Taliban attack Karzai delegation at scene of US shooting massacre

Afghan officials come under fire as they distribute money to families of the bereaved


Taliban militants yesterday attacked an Afghan delegation sent by Hamid Karzai to carry out an inquiry into the alleged massacre of 16 Afghans by a US soldier in Kandahar. The attacks came as the insurgents vowed to behead US soldiers in response to the killings.

The delegation – which included two of President Karzai's brothers – had offered prayers at a mosque in Zangabad, where some of the victims of Sunday's attacks came from. As they were distributing money to the victim's families, Qayoom Karzai and Shah Wali Karzai as well as several other high profile officials came under small-arms fire. One Afghan National Army soldier died and one civilian was wounded in the assault. Three Taliban fighters were also injured.

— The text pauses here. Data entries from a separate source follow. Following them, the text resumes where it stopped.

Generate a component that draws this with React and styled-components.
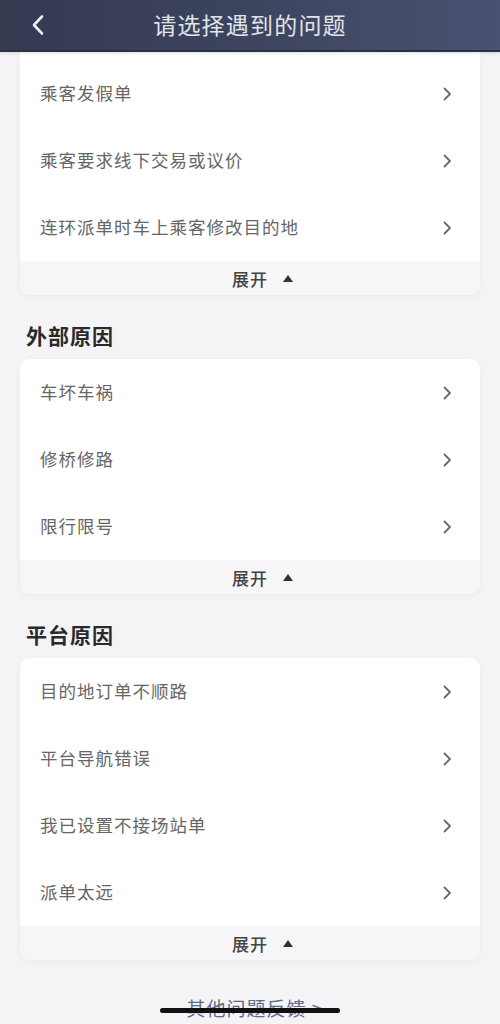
import React from "react";
import styled, { createGlobalStyle } from "styled-components";

const Global = createGlobalStyle`
  html, body { margin: 0; padding: 0; background: #f4f4f6; }
  body { font-family: "Noto Sans CJK SC", "Noto Sans", sans-serif; }
  * { box-sizing: border-box; }
`;

const Page = styled.div`
  width: 500px;
  height: 1024px;
  overflow: hidden;
  background: #f4f4f6;
  position: relative;
  display: flex;
  flex-direction: column;
`;

const Header = styled.header`
  height: 52px;
  flex: none;
  background: linear-gradient(90deg, #343a50 0%, #3d445e 50%, #4a5272 100%);
  border-bottom: 2px solid #2c3042;
  display: flex;
  align-items: center;
  justify-content: center;
  position: relative;
  z-index: 2;
  box-shadow: 0 1px 3px rgba(0, 0, 0, 0.15);
`;

const Back = styled.div`
  position: absolute;
  left: 29px;
  top: 13px;
  width: 18px;
  height: 24px;
  display: flex;
  align-items: center;
  justify-content: center;
`;

const Title = styled.h1`
  margin: 0;
  font-size: 23px;
  font-weight: 400;
  color: #e2e4ec;
  letter-spacing: 1.2px;
  margin-top: -3px;
`;

const Content = styled.div`
  padding: 0 20px;
  display: flex;
  flex-direction: column;
`;

const Card = styled.div`
  background: #fff;
  border-radius: ${(p) => (p.$cut ? "0 0 10px 10px" : "10px")};
  box-shadow: 0 2px 6px rgba(0, 0, 0, 0.04);
  overflow: hidden;
  padding-top: ${(p) => (p.$cut ? "8px" : "0")};
`;

const Row = styled.div`
  height: 67px;
  display: flex;
  align-items: center;
  justify-content: space-between;
  padding-left: 20px;
  padding-right: 28px;
`;

const RowText = styled.span`
  font-size: 17.5px;
  color: #666;
  letter-spacing: 1px;
  margin-top: -2px;
`;

const Expand = styled.div`
  height: 34px;
  background: #f6f6f8;
  display: flex;
  align-items: center;
  justify-content: center;
  gap: 14px;
  padding-left: 26px;
  font-size: 17px;
  color: #444;
  font-weight: 500;
  letter-spacing: 1px;
`;

const SectionTitle = styled.h2`
  margin: 0;
  height: 64px;
  display: flex;
  align-items: center;
  padding-left: 6px;
  padding-top: 16px;
  font-size: 21px;
  font-weight: 700;
  color: #2a2a2a;
  letter-spacing: 1px;
`;

const Footer = styled.div`
  margin-top: 34px;
  text-align: center;
  font-size: 19px;
  color: #5d6b8a;
  letter-spacing: 1px;
  padding-left: 10px;
`;

const HomeBar = styled.div`
  position: absolute;
  left: 160px;
  top: 1008px;
  width: 180px;
  height: 5px;
  border-radius: 3px;
  background: #111;
`;

const Chevron = () => (
  <svg width="9" height="14" viewBox="0 0 9 14">
    <path d="M1.5 1.5 L7 7 L1.5 12.5" fill="none" stroke="#6a6a6a" strokeWidth="1.8" strokeLinecap="round" strokeLinejoin="round" />
  </svg>
);

const Tri = () => (
  <svg width="12" height="9" viewBox="0 0 12 9">
    <path d="M6 1 L11 8 L1 8 Z" fill="#333" />
  </svg>
);

const sections = [
  { title: null, items: ["乘客发假单", "乘客要求线下交易或议价", "连环派单时车上乘客修改目的地"] },
  { title: "外部原因", items: ["车坏车祸", "修桥修路", "限行限号"] },
  { title: "平台原因", items: ["目的地订单不顺路", "平台导航错误", "我已设置不接场站单", "派单太远"] },
];

export default function App() {
  return (
    <Page>
      <Global />
      <Header>
        <Back>
          <svg width="14" height="22" viewBox="0 0 14 22">
            <path d="M11 2.5 L3 11 L11 19.5" fill="none" stroke="#f0f0f4" strokeWidth="2.6" strokeLinecap="round" strokeLinejoin="round" />
          </svg>
        </Back>
        <Title>请选择遇到的问题</Title>
      </Header>
      <Content>
        {sections.map((s, i) => (
          <React.Fragment key={i}>
            {s.title && <SectionTitle>{s.title}</SectionTitle>}
            <Card $cut={i === 0}>
              {s.items.map((t) => (
                <Row key={t}>
                  <RowText>{t}</RowText>
                  <Chevron />
                </Row>
              ))}
              <Expand>
                <span>展开</span>
                <Tri />
              </Expand>
            </Card>
          </React.Fragment>
        ))}
        <Footer>其他问题反馈 &gt;</Footer>
      </Content>
      <HomeBar />
    </Page>
  );
}
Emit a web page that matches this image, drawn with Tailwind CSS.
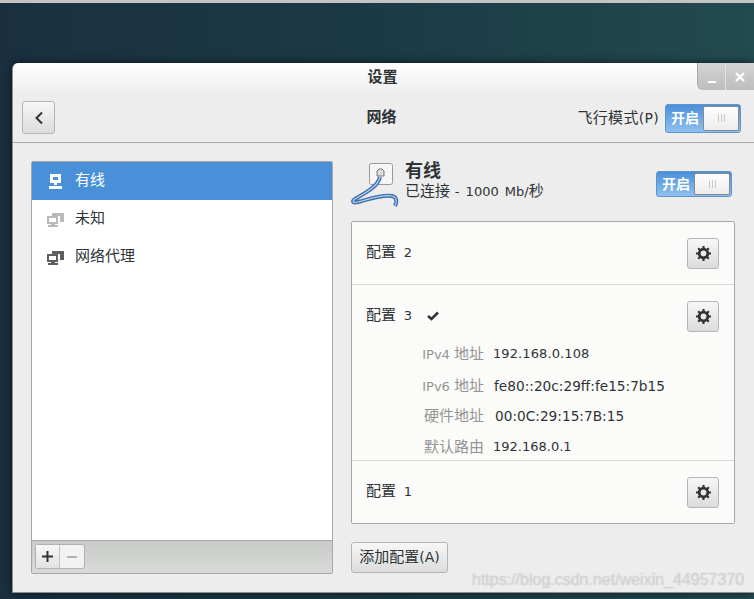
<!DOCTYPE html>
<html lang="zh-CN">
<head>
  <meta charset="UTF-8" />
  <title>设置</title>
  <script src="https://cdn.jsdelivr.net/npm/@tailwindcss/browser@4"></script>
</head>
<body class="overflow-hidden">
  <div class="relative w-[754px] h-[599px] overflow-hidden bg-gradient-to-r from-[#1a3040] via-[#1b3a45] to-[#234a50] font-['DejaVu_Sans','Noto_Sans_CJK_SC',sans-serif] text-[15px] text-[#2e3436]">
    <div class="h-[3px] bg-[#c4c4c4]"></div>

    <!-- window -->
    <div class="relative ml-[12px] mt-[60px] h-[530px] rounded-t-[6px] bg-[#ededed] border-l border-b border-[#8e8e8e] shadow-[0_0_10px_rgba(0,0,0,0.6)]">
      <div class="h-[31px] rounded-t-[6px] bg-gradient-to-b from-white to-[#ededed] flex items-center justify-center pr-[2px]">
        <span class="font-bold text-[15px] leading-none mt-[-3px]">设置</span>
      </div>

      <!-- window buttons -->
      <div class="absolute right-0 top-0 w-[57px] h-[27px] flex rounded-bl-[6px] bg-gradient-to-b from-[#d4d4d4] to-[#bdbdbd] border-l border-[#a8a8a8]">
        <div class="w-[28px] border-r border-[#e2e2e2] flex items-end justify-center pb-[7px]">
          <div class="w-[8px] h-[2px] bg-white"></div>
        </div>
        <div class="flex-1 flex items-center justify-center">
          <svg width="12" height="12" viewBox="0 0 12 12"><path d="M2 2l8 8M10 2l-8 8" stroke="#fff" stroke-width="2.4" /></svg>
        </div>
      </div>

      <!-- header bar -->
      <div class="h-[49px] grid grid-cols-[1fr_auto_1fr] items-center pl-[9px] pr-[13px] border-b border-[#a8a8a8]">
        <button class="w-[33px] h-[33px] mt-[-1px] rounded-[3px] border border-[#b5b5b5] bg-gradient-to-b from-[#f7f7f7] to-[#dcdcdc] flex items-center justify-center">
          <svg width="12" height="14" viewBox="0 0 12 14"><path d="M9 1.500L3.500 7 9 12.500" fill="none" stroke="#2e3436" stroke-width="2" /></svg>
        </button>
        <div class="font-bold text-[15px] mt-[-1px]">网络</div>
        <div class="flex items-center justify-end">
          <span class="mr-[6px] text-[15px] whitespace-nowrap tracking-[0.3px]">飞行模式<span class="text-[14px]">(P)</span></span>
          <div class="w-[76px] h-[29px] shrink-0 rounded-[3px] border border-[#5e93ce] bg-gradient-to-b from-[#4a90d9] to-[#8fc0f0] flex items-center p-[1px]">
            <span class="w-[36px] text-center text-white font-bold text-[14px]">开启</span>
            <div class="flex-1 h-full rounded-[2px] border border-[#8a8a8a] bg-gradient-to-b from-white to-[#ececec] flex items-center justify-center gap-[2px]">
              <i class="w-[1px] h-[8px] bg-[#c8c8c8]"></i><i class="w-[1px] h-[8px] bg-[#c8c8c8]"></i><i class="w-[1px] h-[8px] bg-[#c8c8c8]"></i>
            </div>
          </div>
        </div>
      </div>

      <div class="flex pl-[18px] pt-[18px] gap-[18px]">
        <!-- left list -->
        <div class="w-[302px] h-[413px] flex flex-col rounded-[2px] border border-[#a8a8a8]">
          <div class="flex-1 bg-white">
            <div class="h-[38px] bg-[#4a90d9] text-white flex items-center pl-[17px] gap-[13px]">
              <svg width="13" height="15" viewBox="0 0 13 15"><path fill="#fff" fill-rule="evenodd" d="M1 0h11v9H8v2H5V9H1zM4 3v3h5V3zM0 12h13v3H0z" /></svg>
              <span class="leading-none mt-[-2px]">有线</span>
            </div>
            <div class="h-[38px] flex items-center pl-[15px] gap-[11px]">
              <svg width="17" height="15" viewBox="0 0 17 15"><path fill="#b9b9b9" fill-rule="evenodd" d="M5 1h12v9h-4V4H5zM0 4h11v8H8v1h3v2H1v-2h3v-1H0zM2 6v4h7V6z" /></svg>
              <span class="leading-none mt-[-2px]">未知</span>
            </div>
            <div class="h-[38px] flex items-center pl-[15px] gap-[11px]">
              <svg width="17" height="15" viewBox="0 0 17 15"><path fill="#5d5f5f" fill-rule="evenodd" d="M5 1h12v9h-4V4H5zM0 4h11v8H8v1h3v2H1v-2h3v-1H0zM2 6v4h7V6z" /></svg>
              <span class="leading-none mt-[-2px]">网络代理</span>
            </div>
          </div>
          <div class="h-[33px] border-t border-[#a8a8a8] bg-gradient-to-b from-[#c9cbc8] to-[#d9dbd8] pl-[3px] pt-[3px]">
            <div class="w-[50px] h-[25px] flex rounded-[3px] border border-[#b0b0b0] bg-[#f2f2f2]">
              <div class="w-[24px] border-r border-[#c4c4c4] bg-gradient-to-b from-[#f8f8f8] to-[#e2e2e2] flex items-center justify-center">
                <svg width="11" height="11" viewBox="0 0 11 11"><path d="M5.500 0v11M0 5.500h11" stroke="#2e3436" stroke-width="2" /></svg>
              </div>
              <div class="flex-1 flex items-center justify-center">
                <div class="w-[10px] h-[2px] bg-[#b2b2b2]"></div>
              </div>
            </div>
          </div>
        </div>

        <!-- right panel -->
        <div class="w-[384px]">
          <div class="h-[60px] flex items-start relative">
            <svg class="shrink-0 mt-[1px]" width="48" height="48" viewBox="0 0 48 48">
              <rect x="18.500" y="1.500" width="23" height="21" rx="2" fill="#f6f6f6" stroke="#9a9a9a" />
              <path d="M26 14V9l2-2h3l2 2v5z" fill="#dcdcdc" stroke="#777" />
              <path d="M29 15C27 24 16 30 4 37c-4 3-1 4 3 3 12-3 24-8 34-6 5 1 5 6 3 10" fill="none" stroke="#3f6fae" stroke-width="4" />
              <path d="M29 15C27 24 16 30 4 37c-4 3-1 4 3 3 12-3 24-8 34-6 5 1 5 6 3 10" fill="none" stroke="#b4d0f0" stroke-width="1.200" />
            </svg>
            <div class="ml-[6px]">
              <div class="font-bold text-[18px] leading-[20px]">有线</div>
              <div class="text-[15px] leading-[20px] whitespace-nowrap">已连接 <span class="text-[13px] [word-spacing:2px]">- 1000 Mb/</span>秒</div>
            </div>
            <div class="absolute right-[3px] top-[10px] w-[76px] h-[26px] rounded-[3px] border border-[#5e93ce] bg-gradient-to-b from-[#4a90d9] to-[#8fc0f0] flex items-center p-[1px]">
              <span class="w-[36px] text-center text-white font-bold text-[14px]">开启</span>
              <div class="flex-1 h-full rounded-[2px] border border-[#8a8a8a] bg-gradient-to-b from-white to-[#ececec] flex items-center justify-center gap-[2px]">
                <i class="w-[1px] h-[8px] bg-[#c8c8c8]"></i><i class="w-[1px] h-[8px] bg-[#c8c8c8]"></i><i class="w-[1px] h-[8px] bg-[#c8c8c8]"></i>
              </div>
            </div>
          </div>

          <div class="h-[303px] rounded-[2px] border border-[#a8a8a8] bg-[#fbfbf9] flex flex-col">
            <div class="h-[63px] shrink-0 border-b border-[#d8d8d6] flex items-center pl-[14px] pr-[15px] justify-between">
              <span class="leading-none mt-[-2px]">配置 <span class="text-[13px] ml-[3px]">2</span></span>
              <button class="w-[32px] h-[31px] rounded-[3px] border border-[#b5b5b5] bg-gradient-to-b from-[#f7f7f7] to-[#dcdcdc] flex items-center justify-center">
                <svg width="15" height="15" viewBox="0 0 14 14"><circle cx="7" cy="7" r="4" fill="none" stroke="#2e3436" stroke-width="2.600" /><path d="M7 0v14M0 7h14M2 2l10 10M12 2L2 12" stroke="#2e3436" stroke-width="2" stroke-dasharray="2.500 9" /></svg>
              </button>
            </div>
            <div class="h-[176px] shrink-0 border-b border-[#d8d8d6] pl-[14px] pr-[15px]">
              <div class="h-[62px] flex items-center justify-between">
                <div class="flex items-center gap-[15px]">
                  <span class="leading-none mt-[-2px]">配置 <span class="text-[13px] ml-[3px]">3</span></span>
                  <svg width="12" height="10" viewBox="0 0 12 10"><path d="M1 5l3.500 3L11 1.500" fill="none" stroke="#2e3436" stroke-width="2.500" /></svg>
                </div>
                <button class="w-[32px] h-[31px] rounded-[3px] border border-[#b5b5b5] bg-gradient-to-b from-[#f7f7f7] to-[#dcdcdc] flex items-center justify-center">
                  <svg width="15" height="15" viewBox="0 0 14 14"><circle cx="7" cy="7" r="4" fill="none" stroke="#2e3436" stroke-width="2.600" /><path d="M7 0v14M0 7h14M2 2l10 10M12 2L2 12" stroke="#2e3436" stroke-width="2" stroke-dasharray="2.500 9" /></svg>
                </button>
              </div>
              <div class="grid grid-cols-[118px_1fr] gap-x-[9px] mt-[-8px] leading-[30px] text-[13px] whitespace-nowrap">
                <span class="text-right text-[#949494]">IPv4 <span class="text-[15px]">地址</span></span><span class="tracking-[0.1px]">192.168.0.108</span>
                <span class="text-right text-[#949494] mt-[1px]">IPv6 <span class="text-[15px]">地址</span></span><span class="mt-[1px] ml-[1px] text-[13.7px]">fe80::20c:29ff:fe15:7b15</span>
                <span class="text-right text-[#949494] text-[15px] mt-[-1px]">硬件地址</span><span class="ml-[2px] mt-[-1px] text-[13.700px]">00:0C:29:15:7B:15</span>
                <span class="text-right text-[#949494] text-[15px] mt-[1px]">默认路由</span><span class="mt-[1px]">192.168.0.1</span>
              </div>
            </div>
            <div class="flex-1 flex items-center pl-[14px] pr-[15px] justify-between">
              <span class="leading-none mt-[-2px]">配置 <span class="text-[13px] ml-[3px]">1</span></span>
              <button class="w-[32px] h-[31px] rounded-[3px] border border-[#b5b5b5] bg-gradient-to-b from-[#f7f7f7] to-[#dcdcdc] flex items-center justify-center">
                <svg width="15" height="15" viewBox="0 0 14 14"><circle cx="7" cy="7" r="4" fill="none" stroke="#2e3436" stroke-width="2.600" /><path d="M7 0v14M0 7h14M2 2l10 10M12 2L2 12" stroke="#2e3436" stroke-width="2" stroke-dasharray="2.500 9" /></svg>
              </button>
            </div>
          </div>

          <button class="mt-[18px] w-[97px] h-[31px] rounded-[3px] border border-[#b5b5b5] bg-gradient-to-b from-[#f7f7f7] to-[#dcdcdc] whitespace-nowrap">添加配置<span class="text-[14px]">(A)</span></button>
        </div>
      </div>
    </div>

    <!-- watermark -->
    <div class="absolute left-[472px] top-[569px] text-[16px] leading-[22px] text-white/40 whitespace-nowrap font-['Liberation_Sans',sans-serif] [text-shadow:0_0_1px_rgba(120,120,120,0.5)]">https://blog.csdn.net/weixin_44957370</div>
  </div>
</body>
</html>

Afghan army soldiers and policemen returned fire for about 10 minutes. The delegates were unhurt, according to a government spokesman. The Karzai brothers had left the scene for a meeting in Kandahar City minutes before the attack started, he added.

"The Taliban tried to show its presence in the area," spokesman Javid Faisel said. "But the delegation was able to complete its mission. [Officials] visited the families of the victims and talked to them and vowed that the perpetrator would be punished."

The attack was the first notable violence since the unnamed soldier was arrested after going off base in the early hours of Sunday morning and, seemingly at random, breaking into houses and shooting people. The final death toll included nine children.

The region has traditionally been a stronghold of the Taliban, whose movement originated in Kandahar province. US Marines fought hard to wrestle control of the area from militants. In a statement emailed to reporters yesterday, Taliban spokesman Zabihullah Mujahid warned US that the group was preparing to, "cut off the heads of your murderous sadistic troops in every corner of the country in revenge for the martyrdom of every single Afghan".

In eastern Jalalabad, hundreds of students shouted "Death to America" and "Death to Obama" and reportedly burnt an effigy of the US president. The US has been eager to express its remorse for Sunday's shootings. President Obama yesterday said he was "heartbroken" in the latest attempt to assuage Afghan anger, which has spiked in recent months in response to the burning of Korans at a US air base and pictures of US marines urinating on the dead bodies of insurgents.

In another attempt to dampen feeling of outrage, the US Defence Secretary, Leon Panetta, said the soldier could face the death penalty if found guilty.

At the same time, however, the US has done nothing to discourage speculation that the soldier was suffering from a degree of mental illness, which if found to be true, would be likely to mitigate any sentence. One senior Afghan official said that Mr Panetta's comments were "very positive" and that they had helped to "ease tensions".